Who ISIS Really Wants: How the Islamic State Lures Women Over the Internet

In the spring of 2014, a French journalist working under the pseudonym “Mélodie” received a private message on social media from Abou-Bilel, a senior commander of ISIS in Raqqa. The journalist, Anna Erelle, had spent over a year writing about European jihadis fighting for ISIS. She had created social media profiles under the name “Mélodie” to investigate why European teenagers might leave the West to fight for the Islamic State. “Mélodie” had only been online for a few days, but she had already attracted a wide circle of friends who fought for or sympathized with the Islamic State. “Mélodie” shared videos and posts about jihad, including a video Bilel had made urging true believers to emigrate to areas controlled by ISIS.
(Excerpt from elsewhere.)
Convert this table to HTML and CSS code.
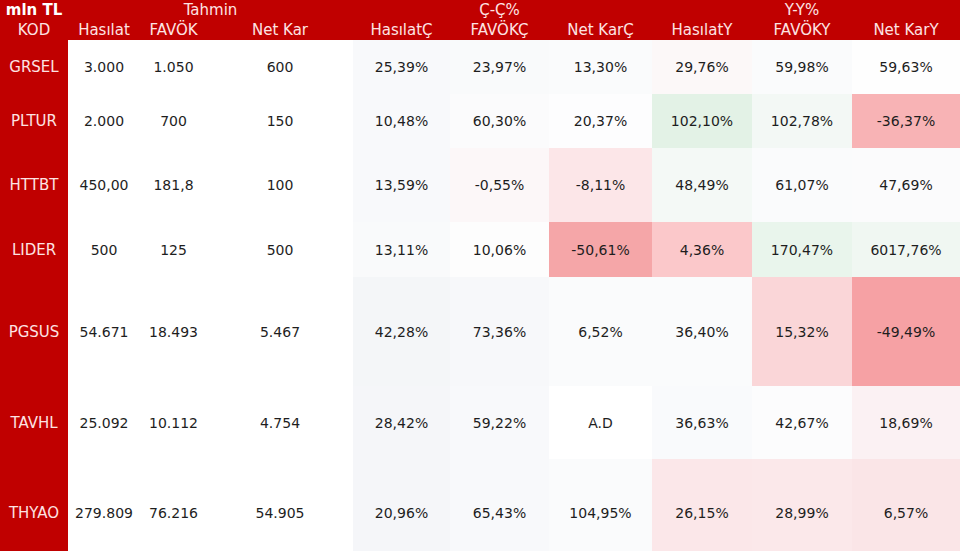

Erelle was stunned at how easily she had made contact with a top commander in the terrorist organization. Over the next month, “Mélodie” spoke often with Bilel, via social media, text message, and Skype. Bilel proposed marriage and provided instructions for “Mélodie” to join him in Syria.

Erelle’s fictitious “Mélodie” is eerily similar to hundreds of Western girls who have fled their homes to join ISIS. A recent report from New America, a nonpartisan think-tank in Washington, D.C., estimates that 4,500 Westerners have left home for ISIS or other jihadist groups in Syria and Iraq. Of those 4,500, one in seven are women, and of the 250 Americans who have attempted to join ISIS, one in six are women. A disproportionate number are teenagers.

Most women who choose to join ISIS or other jihadist groups are the victims of aggressive and deliberate propaganda campaigns. ISIS’s alleged goal is to build a lasting Islamist utopia, and women are essential for the creation of such a society. It is this vision of a utopia that appeals to many young Western women. A small but active group of women on social media who claim to be living in the Islamic State market ideas of sisterhood and adherence to conservative principles. Websites like Ask.fm and messaging applications like Kik enable would-be recruits to talk to women in Syria, asking questions and seeking advice. Women on websites like Twitter and Tumblr offer recommendations for those hoping to come to Syria (bring a hair dryer, warm clothes; don’t worry about coffee or tea, as they are easy to find).

Aqsa Mahmood left her home in Scotland in 2013 at the age of nineteen to join ISIS and marry a militant. She now keeps several social media profiles, including a Tumblr under the name Umm Layth where she offers advice to women hoping to follow in her footsteps.
Aqsa Mahmood left her home in Scotland in 2013 at the age of nineteen to join ISIS and marry a militant. She now keeps several social media profiles, including a Tumblr under the name Umm Layth where she offers advice to women hoping to follow in her footsteps.

 

Women in ISIS use networks on websites like Facebook to connect with one another and with potential recruits.
Women in ISIS use networks on websites like Facebook to connect with one another and with potential recruits.

Female recruiters’ male counterparts, men like Abou-Bilel, appeal to Western women from another angle, flattering potential recruits with promises of marriage, power, and wealth. Women in jihadist groups are depicted as “lionesses,” working with men to build an Islamist utopia. Young girls, sometimes experiencing natural teenage uncertainty about their own futures, are drawn in by promises of an idyllic community and stable families. Jaelyn Young, a 19-year-old American who was arrested on suspicion of attempting to travel to Syria to join ISIS with her boyfriend, wrote to FBI agents she thought were members of ISIS, saying, “I cannot wait to get to Dawlah [ISIS territory] so I can be amongst my brothers and sisters under the protection of Allah swt to raise little Dawlah cubs In sha Allah [God willing].”

A communication between ISIS commander Abou-Bilel and “Mélodie.”
A communication between ISIS commander Abou-Bilel and “Mélodie.”

Western governments rely on intelligence and watchful policing to stop citizens from traveling to join ISIS, but the potency of targeted propaganda and the anonymous freedom of the Internet make jihad’s ideological lure difficult to combat. Some women seeking to travel to Syria are arrested. Others, like Erelle’s fictional “Mélodie” who abandoned her plans en route to Syria, turn back. Some make it to Syria.

In spring of 2014, Erelle published her first expose of Abou-Bilel, rife with previously unknown information about the inner workings of the Islamic State. Barraged with threats, she has since moved from her apartment and changed phone numbers twice, and she receives personal protection from the French police. “Anna Erelle” is, in fact, not her real name, but rather the second pen name she has used.

Despite the ways in which the project changed her life, Erelle values the insight she gained into ISIS’s recruitment and was able to share with the world. Given the choice, she says, she would do it again.